Exercise requirements:
Do any lines in the data below contain "this"? If so, copy every one of them.

Provided information:
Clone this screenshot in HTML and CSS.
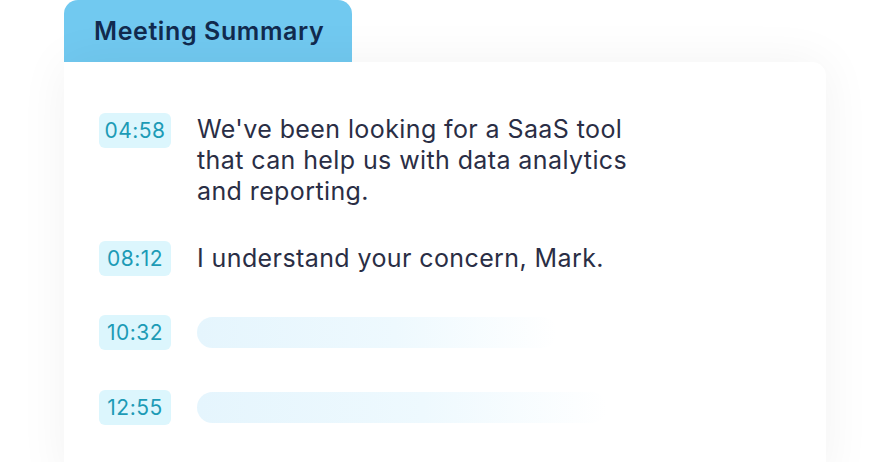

==

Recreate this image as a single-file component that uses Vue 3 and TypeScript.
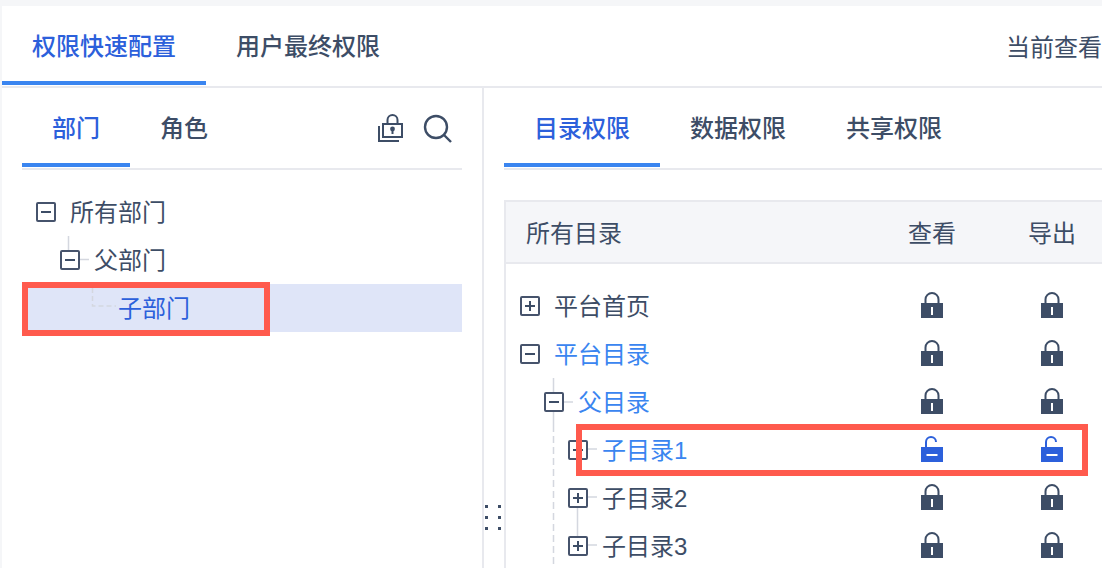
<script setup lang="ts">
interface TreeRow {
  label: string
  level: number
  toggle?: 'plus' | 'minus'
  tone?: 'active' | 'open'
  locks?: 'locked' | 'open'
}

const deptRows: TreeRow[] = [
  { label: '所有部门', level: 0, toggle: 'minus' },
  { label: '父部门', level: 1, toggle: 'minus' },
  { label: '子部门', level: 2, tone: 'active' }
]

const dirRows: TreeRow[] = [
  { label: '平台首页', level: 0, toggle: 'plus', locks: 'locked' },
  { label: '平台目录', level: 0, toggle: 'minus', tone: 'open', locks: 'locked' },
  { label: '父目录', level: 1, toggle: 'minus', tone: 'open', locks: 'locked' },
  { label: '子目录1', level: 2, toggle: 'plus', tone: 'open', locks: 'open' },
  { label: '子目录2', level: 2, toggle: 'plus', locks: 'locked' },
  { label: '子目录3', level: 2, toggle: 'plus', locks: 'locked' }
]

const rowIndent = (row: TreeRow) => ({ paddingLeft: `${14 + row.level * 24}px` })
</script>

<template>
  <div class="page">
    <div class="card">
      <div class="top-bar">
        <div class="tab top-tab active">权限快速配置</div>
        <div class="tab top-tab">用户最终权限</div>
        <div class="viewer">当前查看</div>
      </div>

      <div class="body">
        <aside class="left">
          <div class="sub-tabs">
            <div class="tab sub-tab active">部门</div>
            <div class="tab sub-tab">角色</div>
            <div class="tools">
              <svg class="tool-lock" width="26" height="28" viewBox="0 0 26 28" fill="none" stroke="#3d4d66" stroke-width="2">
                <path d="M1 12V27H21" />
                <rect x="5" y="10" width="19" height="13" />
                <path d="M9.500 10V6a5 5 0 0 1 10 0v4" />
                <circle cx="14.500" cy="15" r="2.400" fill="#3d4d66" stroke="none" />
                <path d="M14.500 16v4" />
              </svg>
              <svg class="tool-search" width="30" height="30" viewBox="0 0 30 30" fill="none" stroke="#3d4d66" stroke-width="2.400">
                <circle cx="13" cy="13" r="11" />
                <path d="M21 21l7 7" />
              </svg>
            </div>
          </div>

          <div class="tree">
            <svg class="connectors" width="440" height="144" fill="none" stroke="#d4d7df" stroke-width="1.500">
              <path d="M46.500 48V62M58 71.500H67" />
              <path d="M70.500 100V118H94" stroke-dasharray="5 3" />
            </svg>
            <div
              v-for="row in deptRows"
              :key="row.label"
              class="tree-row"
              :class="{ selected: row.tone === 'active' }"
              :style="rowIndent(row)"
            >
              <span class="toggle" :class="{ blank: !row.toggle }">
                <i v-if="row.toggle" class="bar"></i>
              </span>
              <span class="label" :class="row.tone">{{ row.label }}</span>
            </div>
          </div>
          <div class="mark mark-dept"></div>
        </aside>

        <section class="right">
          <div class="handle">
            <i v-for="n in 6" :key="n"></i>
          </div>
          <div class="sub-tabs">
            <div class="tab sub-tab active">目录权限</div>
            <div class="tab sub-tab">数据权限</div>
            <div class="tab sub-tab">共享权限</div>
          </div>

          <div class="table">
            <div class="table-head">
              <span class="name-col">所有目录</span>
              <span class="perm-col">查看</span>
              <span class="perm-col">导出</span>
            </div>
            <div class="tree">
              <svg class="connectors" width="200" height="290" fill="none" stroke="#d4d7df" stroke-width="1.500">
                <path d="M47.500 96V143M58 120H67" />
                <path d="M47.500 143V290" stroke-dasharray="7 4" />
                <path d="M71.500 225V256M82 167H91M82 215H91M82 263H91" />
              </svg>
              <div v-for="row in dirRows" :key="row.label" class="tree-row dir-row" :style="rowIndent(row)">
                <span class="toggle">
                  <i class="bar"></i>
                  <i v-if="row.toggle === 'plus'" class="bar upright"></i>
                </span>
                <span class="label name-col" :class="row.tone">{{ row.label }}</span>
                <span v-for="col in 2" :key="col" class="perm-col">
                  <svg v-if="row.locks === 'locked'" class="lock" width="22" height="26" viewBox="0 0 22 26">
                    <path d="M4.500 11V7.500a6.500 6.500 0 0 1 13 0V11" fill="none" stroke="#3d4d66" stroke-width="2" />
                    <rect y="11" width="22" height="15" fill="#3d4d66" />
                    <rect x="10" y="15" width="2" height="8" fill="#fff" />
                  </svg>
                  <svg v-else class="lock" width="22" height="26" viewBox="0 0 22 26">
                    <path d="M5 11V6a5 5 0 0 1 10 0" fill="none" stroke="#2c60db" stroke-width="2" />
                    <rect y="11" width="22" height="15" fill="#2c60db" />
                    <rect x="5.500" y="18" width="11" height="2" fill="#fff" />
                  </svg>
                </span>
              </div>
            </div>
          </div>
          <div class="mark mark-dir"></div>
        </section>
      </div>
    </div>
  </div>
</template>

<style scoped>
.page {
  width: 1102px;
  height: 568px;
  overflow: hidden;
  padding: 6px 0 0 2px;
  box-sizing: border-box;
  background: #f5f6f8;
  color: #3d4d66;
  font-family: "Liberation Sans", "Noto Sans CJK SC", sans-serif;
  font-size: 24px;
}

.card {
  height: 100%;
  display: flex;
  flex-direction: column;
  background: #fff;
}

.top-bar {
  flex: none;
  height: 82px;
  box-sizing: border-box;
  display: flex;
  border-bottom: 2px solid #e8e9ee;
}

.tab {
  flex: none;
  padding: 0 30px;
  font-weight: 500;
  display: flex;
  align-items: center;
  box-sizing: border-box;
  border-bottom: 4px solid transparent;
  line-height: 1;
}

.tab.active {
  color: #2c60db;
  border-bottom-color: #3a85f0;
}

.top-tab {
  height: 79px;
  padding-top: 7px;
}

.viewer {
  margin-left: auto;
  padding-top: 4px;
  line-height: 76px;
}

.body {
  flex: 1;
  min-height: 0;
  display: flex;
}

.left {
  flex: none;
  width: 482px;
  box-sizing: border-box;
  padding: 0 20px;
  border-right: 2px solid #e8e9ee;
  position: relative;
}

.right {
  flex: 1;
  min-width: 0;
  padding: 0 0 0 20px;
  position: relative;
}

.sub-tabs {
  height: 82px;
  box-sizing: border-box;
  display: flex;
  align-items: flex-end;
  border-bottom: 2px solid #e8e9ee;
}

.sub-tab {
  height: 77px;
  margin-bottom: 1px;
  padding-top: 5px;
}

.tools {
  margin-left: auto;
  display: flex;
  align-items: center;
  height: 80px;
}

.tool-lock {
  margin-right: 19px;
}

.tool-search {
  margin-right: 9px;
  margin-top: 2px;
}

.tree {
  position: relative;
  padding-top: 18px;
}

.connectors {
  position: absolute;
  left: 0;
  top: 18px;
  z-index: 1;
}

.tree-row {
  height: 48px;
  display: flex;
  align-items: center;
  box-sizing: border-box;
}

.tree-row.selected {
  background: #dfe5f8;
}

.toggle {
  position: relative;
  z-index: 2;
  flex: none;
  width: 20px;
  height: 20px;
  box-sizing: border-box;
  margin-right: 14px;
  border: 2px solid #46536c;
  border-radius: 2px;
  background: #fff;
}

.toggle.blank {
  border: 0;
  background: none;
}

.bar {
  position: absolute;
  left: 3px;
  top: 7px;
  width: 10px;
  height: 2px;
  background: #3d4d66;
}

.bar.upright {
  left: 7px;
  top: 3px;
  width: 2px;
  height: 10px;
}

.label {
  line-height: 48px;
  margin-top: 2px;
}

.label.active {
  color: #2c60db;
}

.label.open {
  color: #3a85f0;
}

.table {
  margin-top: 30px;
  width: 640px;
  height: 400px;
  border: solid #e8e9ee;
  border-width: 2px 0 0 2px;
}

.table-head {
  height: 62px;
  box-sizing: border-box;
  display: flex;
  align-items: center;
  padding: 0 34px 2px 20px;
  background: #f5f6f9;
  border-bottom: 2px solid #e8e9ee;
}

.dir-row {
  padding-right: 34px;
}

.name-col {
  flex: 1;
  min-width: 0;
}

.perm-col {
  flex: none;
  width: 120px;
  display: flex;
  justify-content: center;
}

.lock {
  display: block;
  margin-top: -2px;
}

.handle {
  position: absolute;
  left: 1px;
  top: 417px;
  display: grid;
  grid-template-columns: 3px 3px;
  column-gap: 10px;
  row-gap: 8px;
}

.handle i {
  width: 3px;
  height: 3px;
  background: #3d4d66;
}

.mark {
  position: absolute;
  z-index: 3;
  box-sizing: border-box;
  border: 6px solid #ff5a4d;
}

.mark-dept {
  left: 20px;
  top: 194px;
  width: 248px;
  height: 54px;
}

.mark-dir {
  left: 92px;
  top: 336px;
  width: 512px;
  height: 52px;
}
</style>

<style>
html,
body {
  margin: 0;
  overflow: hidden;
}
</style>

Full output:
Clone this screenshot in HTML and CSS.
Recreate this image as a single-file component that uses Vue 3 and TypeScript.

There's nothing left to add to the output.